start SUPPLIED RECORDS

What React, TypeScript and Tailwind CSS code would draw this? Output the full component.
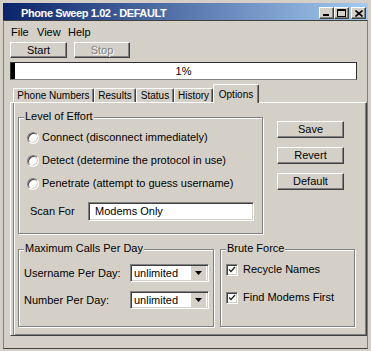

end SUPPLIED RECORDS
start SUPPLIED RECORDS

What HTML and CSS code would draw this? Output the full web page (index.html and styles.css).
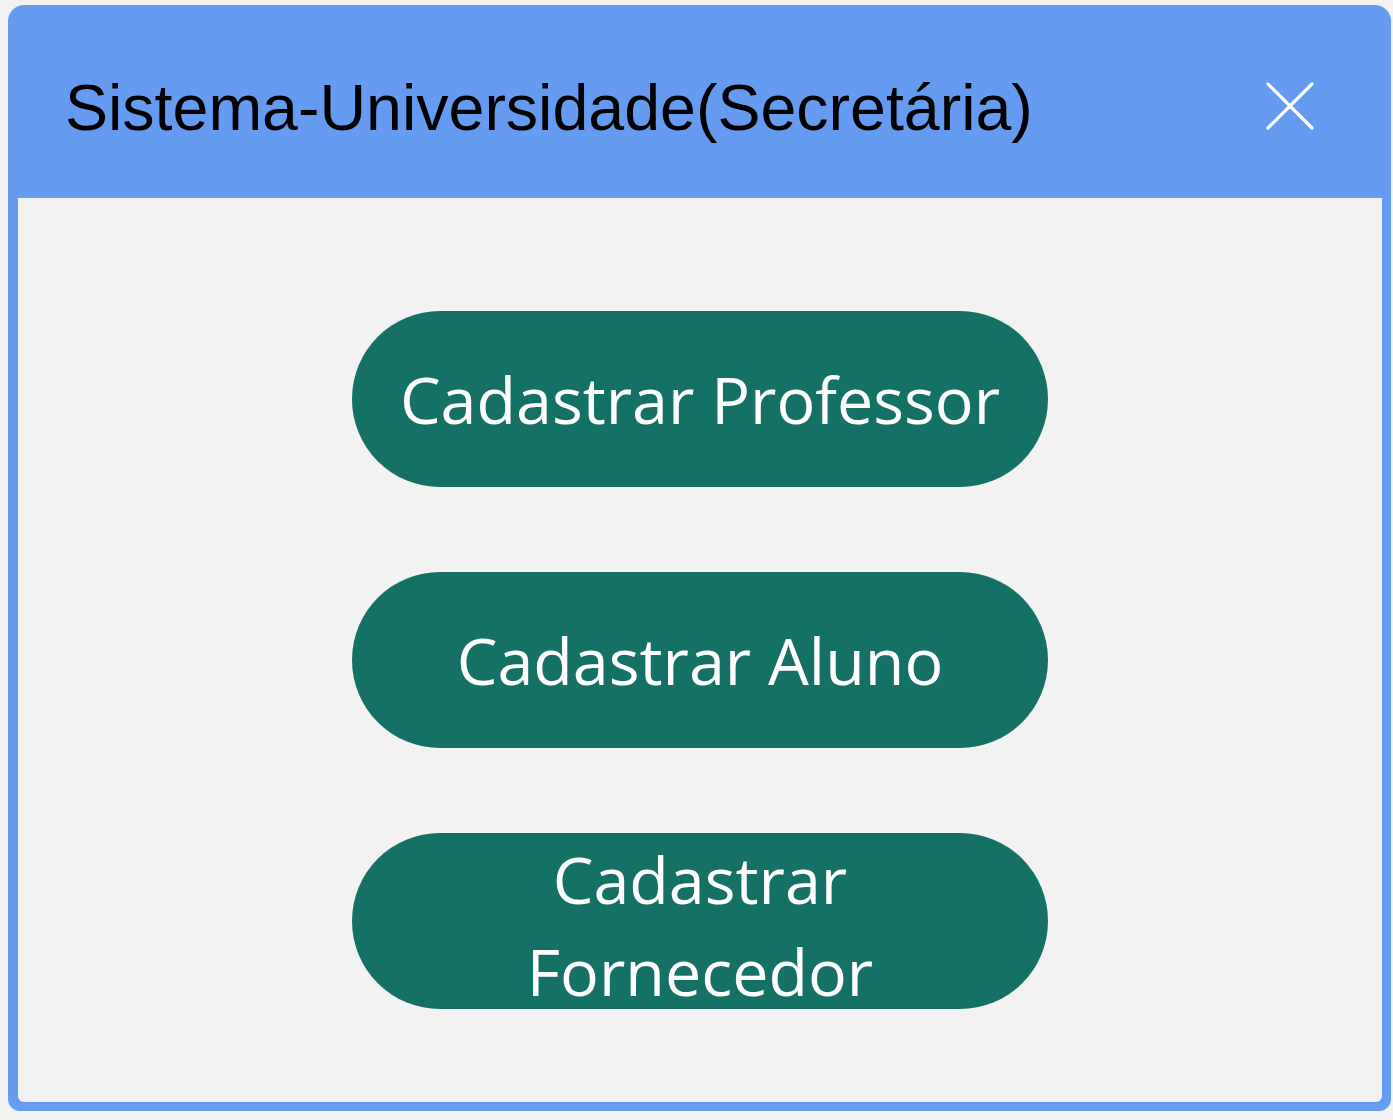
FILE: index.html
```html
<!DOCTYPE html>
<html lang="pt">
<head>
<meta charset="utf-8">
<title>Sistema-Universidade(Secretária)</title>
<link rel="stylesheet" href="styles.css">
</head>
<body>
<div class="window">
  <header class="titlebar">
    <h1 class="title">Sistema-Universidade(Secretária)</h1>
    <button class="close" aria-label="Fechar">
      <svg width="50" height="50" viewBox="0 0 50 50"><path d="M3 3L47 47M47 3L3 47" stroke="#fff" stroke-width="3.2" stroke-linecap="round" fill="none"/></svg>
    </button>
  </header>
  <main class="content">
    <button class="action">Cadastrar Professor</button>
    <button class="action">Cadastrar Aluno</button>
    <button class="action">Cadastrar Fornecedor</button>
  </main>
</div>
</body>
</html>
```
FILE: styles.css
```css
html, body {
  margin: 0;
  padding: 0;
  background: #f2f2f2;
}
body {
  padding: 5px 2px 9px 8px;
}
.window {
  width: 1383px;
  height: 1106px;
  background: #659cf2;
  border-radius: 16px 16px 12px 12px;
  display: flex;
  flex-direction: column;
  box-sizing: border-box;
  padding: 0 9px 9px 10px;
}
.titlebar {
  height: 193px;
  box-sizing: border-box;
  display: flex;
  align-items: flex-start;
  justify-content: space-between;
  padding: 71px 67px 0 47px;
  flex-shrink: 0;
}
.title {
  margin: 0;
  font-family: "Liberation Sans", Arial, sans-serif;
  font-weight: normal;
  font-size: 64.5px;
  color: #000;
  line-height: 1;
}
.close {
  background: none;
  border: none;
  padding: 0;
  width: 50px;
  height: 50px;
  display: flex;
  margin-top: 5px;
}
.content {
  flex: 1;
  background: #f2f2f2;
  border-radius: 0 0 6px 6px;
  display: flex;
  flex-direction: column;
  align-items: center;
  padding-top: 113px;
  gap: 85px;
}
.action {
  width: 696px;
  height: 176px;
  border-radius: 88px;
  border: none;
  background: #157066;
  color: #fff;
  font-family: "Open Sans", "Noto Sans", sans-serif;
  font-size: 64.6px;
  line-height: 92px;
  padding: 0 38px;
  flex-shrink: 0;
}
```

end SUPPLIED RECORDS

GIVEN INSTRUCTION: Determine the number of lines in the listing that contain the string "What". Write that number and nothing else.

FULL RESPONSE: 2